- **Data**:
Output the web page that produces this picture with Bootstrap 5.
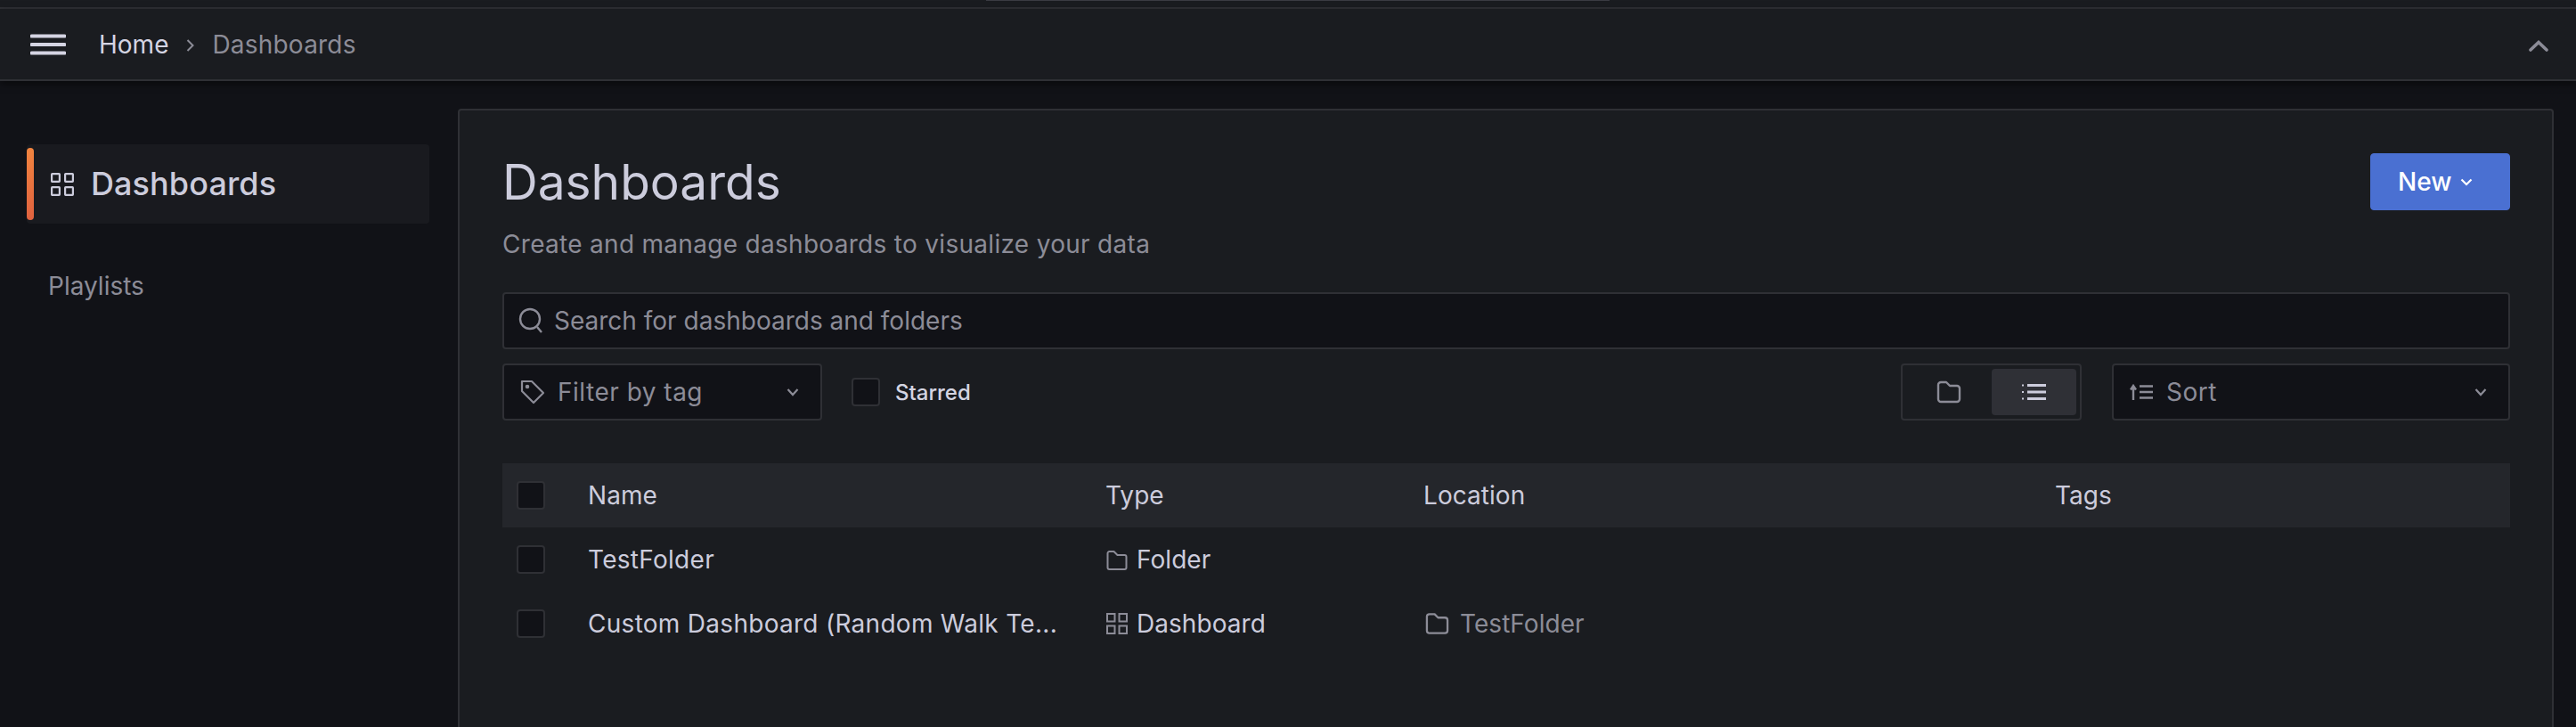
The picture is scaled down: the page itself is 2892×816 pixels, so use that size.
<!DOCTYPE html>
<html lang="en">
<head>
    <meta charset="UTF-8">
    <meta name="viewport" content="width=device-width, initial-scale=1.0">
    <title>Dashboards</title>
    <link href="https://cdn.jsdelivr.net/npm/bootstrap@5.3.0/dist/css/bootstrap.min.css" rel="stylesheet">
    <style>
        body {
            background: #111217;
            color: #ccccdc;
            font-family: Inter, "Liberation Sans", sans-serif;
            font-size: 28px;
            line-height: 1.4;
            height: 816px;
            overflow: hidden;
        }
        svg { display: block; flex: none; }
        .muted-text { color: #8c8c97; }
        .top-strip {
            height: 10px;
            flex: none;
            background: #1a1c20;
            border-bottom: 2px solid #2f3035;
            position: relative;
        }
        .top-strip::before {
            content: "";
            position: absolute;
            top: 0;
            left: 1107px;
            width: 700px;
            height: 1px;
            background: #3a3b42;
        }
        .top-bar {
            height: 81px;
            flex: none;
            background: #1a1c20;
            border-bottom: 2px solid #2f3035;
            padding: 0 31px 0 34px;
            box-shadow: 0 3px 8px rgba(0, 0, 0, .5);
            position: relative;
        }
        .crumb-home { margin: 2px 0 0 37px; color: #d4d4e2; }
        .crumb-sep { margin: 2px 20px 0; }
        .crumb-last { margin-top: 2px; letter-spacing: .2px; }
        .collapse-icon { margin-top: 4px; }
        .side-col { width: 514px; flex: none; padding: 71px 32px 0 30px; }
        .side-active {
            height: 89px;
            background: #191a1f;
            border-radius: 4px;
            padding-left: 27px;
            position: relative;
            font-size: 36px;
            font-weight: 500;
            letter-spacing: .1px;
            gap: 19px;
        }
        .side-active::before {
            content: "";
            position: absolute;
            left: 0;
            top: 4px;
            bottom: 4px;
            width: 8px;
            border-radius: 4px;
            background: linear-gradient(#f2843f, #e0623f);
        }
        .side-link { margin: 51px 0 0 24px; color: #8c8c97; }
        .main-panel {
            flex: 1;
            margin: 31px 25px 0 0;
            background: #1a1c20;
            border: 2px solid #2f3035;
            border-bottom: 0;
            border-radius: 4px 4px 0 0;
            padding: 48px 47px 0 48px;
        }
        .page-title { font-size: 55px; font-weight: 400; line-height: 64px; margin: 0; color: #ccccdc; }
        .page-sub { color: #8c8c97; margin: 19px 0 0; letter-spacing: .3px; }
        .new-btn {
            --bs-btn-bg: #4a70d2;
            --bs-btn-hover-bg: #4a70d2;
            --bs-btn-border-color: #4a70d2;
            --bs-btn-color: #fff;
            --bs-btn-hover-color: #fff;
            --bs-btn-border-radius: 4px;
            width: 157px;
            height: 64px;
            font-size: 28px;
            font-weight: 500;
            gap: 10px;
            padding: 0 0 0 30px;
        }
        .field-box {
            height: 64px;
            background: #111217;
            border: 2px solid #2f3035;
            border-radius: 4px;
            color: #8c8c97;
        }
        .search-box { margin-top: 34px; padding: 0 16px; gap: 12px; }
        .search-box input {
            background: transparent;
            border: 0;
            outline: 0;
            flex: 1;
            padding: 0;
            color: #8c8c97;
            font-size: 28px;
        }
        .search-box input::placeholder { color: #8c8c97; opacity: 1; }
        .tool-row { margin-top: 16px; }
        .tag-box { width: 359px; padding: 0 24px 0 18px; gap: 14px; letter-spacing: .5px; }
        .sort-box { width: 447px; margin-left: 34px; padding: 0 24px 0 18px; gap: 14px; letter-spacing: .5px; }
        .tick-box {
            width: 32px;
            height: 32px;
            margin: 0;
            flex: none;
            background-color: #111217;
            border: 2px solid #2f3035;
            border-radius: 4px;
            appearance: none;
        }
        .starred-text { font-size: 24px; font-weight: 500; margin: 2px 0 0 17px; color: #d4d4e2; }
        .starred-tick { margin-left: 33px; }
        .view-toggle {
            width: 203px;
            height: 64px;
            border: 2px solid #2f3035;
            border-radius: 4px;
            padding: 4px;
        }
        .view-toggle span {
            width: 96px;
            height: 100%;
            border-radius: 4px;
        }
        .view-toggle .view-on { background: #2f3036; margin-left: auto; }
        .result-table { margin-top: 48px; letter-spacing: .05px; }
        .result-row {
            display: grid;
            grid-template-columns: 96px 581px 357px 709px 1fr;
            height: 72px;
            align-items: center;
        }
        .result-head { background: #24262b; }
        .result-row .tick-box { margin-left: 16px; }
        .name-cell { color: #ccccdc; letter-spacing: .28px; }
        .type-cell { gap: 10px; padding-left: 1px; }
        .place-cell { gap: 12px; padding-left: 2px; }
    </style>
</head>
<body class="d-flex flex-column">
    <div class="top-strip"></div>
    <div class="top-bar d-flex align-items-center">
        <svg width="40" height="24" viewBox="0 0 40 24"><path d="M1.500 2.500h37M1.500 12h37M1.500 21.500h37" stroke="#d4d4e2" stroke-width="4" stroke-linecap="round"/></svg>
        <span class="crumb-home">Home</span>
        <svg class="crumb-sep" width="9" height="16" viewBox="0 0 9 16"><path d="M1.500 2l6 6-6 6" fill="none" stroke="#8c8c97" stroke-width="2"/></svg>
        <span class="muted-text crumb-last">Dashboards</span>
        <svg class="collapse-icon ms-auto" width="22" height="13" viewBox="0 0 22 13"><path d="M2 11l9-8.500 9 8.500" fill="none" stroke="#8c8c97" stroke-width="3.600" stroke-linecap="round"/></svg>
    </div>

    <div class="d-flex flex-grow-1">
        <div class="side-col">
            <div class="side-active d-flex align-items-center">
                <svg width="26" height="26" viewBox="0 0 26 26" fill="none" stroke="#ccccdc" stroke-width="2.2"><rect x="1.100" y="1.100" width="8.800" height="8.800" rx=".6"/><rect x="16.100" y="1.100" width="8.800" height="8.800" rx=".6"/><rect x="1.100" y="16.100" width="8.800" height="8.800" rx=".6"/><rect x="16.100" y="16.100" width="8.800" height="8.800" rx=".6"/></svg>
                <span>Dashboards</span>
            </div>
            <div class="side-link">Playlists</div>
        </div>

        <div class="main-panel">
            <div class="d-flex justify-content-between align-items-start">
                <div>
                    <h1 class="page-title">Dashboards</h1>
                    <p class="page-sub">Create and manage dashboards to visualize your data</p>
                </div>
                <button class="btn new-btn d-flex align-items-center">New
                    <svg width="14" height="9" viewBox="0 0 14 9"><path d="M1.500 1.500L7 7l5.500-5.500" fill="none" stroke="#fff" stroke-width="2.200"/></svg>
                </button>
            </div>

            <div class="field-box search-box d-flex align-items-center">
                <svg width="28" height="30" viewBox="0 0 28 30" fill="none" stroke="#8c8c97" stroke-width="2.400"><circle cx="13" cy="13" r="11"/><path d="M21 22l5 6"/></svg>
                <input type="text" placeholder="Search for dashboards and folders">
            </div>

            <div class="tool-row d-flex align-items-center">
                <div class="field-box tag-box d-flex align-items-center">
                    <svg width="28" height="28" viewBox="0 0 28 28" fill="none" stroke="#8c8c97" stroke-width="2.200"><path d="M2 2h11l13 13-11 11L2 13z" stroke-linejoin="round"/><circle cx="8" cy="8" r="1.200" fill="#8c8c97"/></svg>
                    <span>Filter by tag</span>
                    <svg class="ms-auto" width="14" height="10" viewBox="0 0 14 10"><path d="M1.500 2L7 8l5.500-6" fill="none" stroke="#8c8c97" stroke-width="2.200"/></svg>
                </div>
                <input class="tick-box starred-tick" type="checkbox" aria-label="Starred">
                <span class="starred-text">Starred</span>
                <div class="view-toggle d-flex ms-auto">
                    <span class="d-flex align-items-center justify-content-center">
                        <svg width="28" height="26" viewBox="0 0 28 26" fill="none" stroke="#8c8c97" stroke-width="2.400"><path d="M2 5a3 3 0 0 1 3-3h6l4 4h8a3 3 0 0 1 3 3v12a3 3 0 0 1-3 3H5a3 3 0 0 1-3-3z" stroke-linejoin="round"/></svg>
                    </span>
                    <span class="view-on d-flex align-items-center justify-content-center">
                        <svg width="27" height="18" viewBox="0 0 27 18" fill="none" stroke="#ccccdc" stroke-width="3"><path d="M6 1.500h21M6 9h21M6 16.500h21"/><path d="M0 1.500h2M0 9h2M0 16.500h2" stroke-width="2"/></svg>
                    </span>
                </div>
                <div class="field-box sort-box d-flex align-items-center">
                    <svg width="27" height="18" viewBox="0 0 27 18" fill="none" stroke="#8c8c97" stroke-width="2.400"><path d="M4 18V3M1 6.500L4 2l3 4.500M11 2.500h15M11 9h15M11 15.500h15"/></svg>
                    <span>Sort</span>
                    <svg class="ms-auto" width="14" height="10" viewBox="0 0 14 10"><path d="M1.500 2L7 8l5.500-6" fill="none" stroke="#8c8c97" stroke-width="2.200"/></svg>
                </div>
            </div>

            <div class="result-table">
                <div class="result-row result-head">
                    <input class="tick-box" type="checkbox" aria-label="Select all">
                    <span>Name</span>
                    <span>Type</span>
                    <span>Location</span>
                    <span>Tags</span>
                </div>
                <div class="result-row">
                    <input class="tick-box" type="checkbox" aria-label="Select TestFolder">
                    <span class="name-cell">TestFolder</span>
                    <span class="type-cell d-flex align-items-center">
                        <svg width="24" height="23" viewBox="0 0 24 23" fill="none" stroke="#8c8c97" stroke-width="2"><path d="M1.500 4a2 2 0 0 1 2-2h5l4 4h8a2 2 0 0 1 2 2v12a2 2 0 0 1-2 2h-17a2 2 0 0 1-2-2z" stroke-linejoin="round"/></svg>
                        Folder
                    </span>
                    <span></span>
                    <span></span>
                </div>
                <div class="result-row">
                    <input class="tick-box" type="checkbox" aria-label="Select Custom Dashboard">
                    <span class="name-cell">Custom Dashboard (Random Walk Te...</span>
                    <span class="type-cell d-flex align-items-center">
                        <svg width="24" height="24" viewBox="0 0 24 24" fill="none" stroke="#8c8c97" stroke-width="2"><rect x="1" y="1" width="8.500" height="8.500"/><rect x="14.500" y="1" width="8.500" height="8.500"/><rect x="1" y="14.500" width="8.500" height="8.500"/><rect x="14.500" y="14.500" width="8.500" height="8.500"/></svg>
                        Dashboard
                    </span>
                    <span class="place-cell d-flex align-items-center muted-text">
                        <svg width="27" height="26" viewBox="0 0 28 26" fill="none" stroke="#8c8c97" stroke-width="2.400"><path d="M2 5a3 3 0 0 1 3-3h6l4 4h8a3 3 0 0 1 3 3v12a3 3 0 0 1-3 3H5a3 3 0 0 1-3-3z" stroke-linejoin="round"/></svg>
                        TestFolder
                    </span>
                    <span></span>
                </div>
            </div>
        </div>
    </div>

    <script src="https://cdn.jsdelivr.net/npm/bootstrap@5.3.0/dist/js/bootstrap.bundle.min.js"></script>
</body>
</html>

- **Exercise aim**: Only lines that contain the word "page" are wanted; copy each of them.

- **The completed task**:
Output the web page that produces this picture with Bootstrap 5.
The picture is scaled down: the page itself is 2892×816 pixels, so use that size.
        .page-title { font-size: 55px; font-weight: 400; line-height: 64px; margin: 0; color: #ccccdc; }
        .page-sub { color: #8c8c97; margin: 19px 0 0; letter-spacing: .3px; }
                    <h1 class="page-title">Dashboards</h1>
                    <p class="page-sub">Create and manage dashboards to visualize your data</p>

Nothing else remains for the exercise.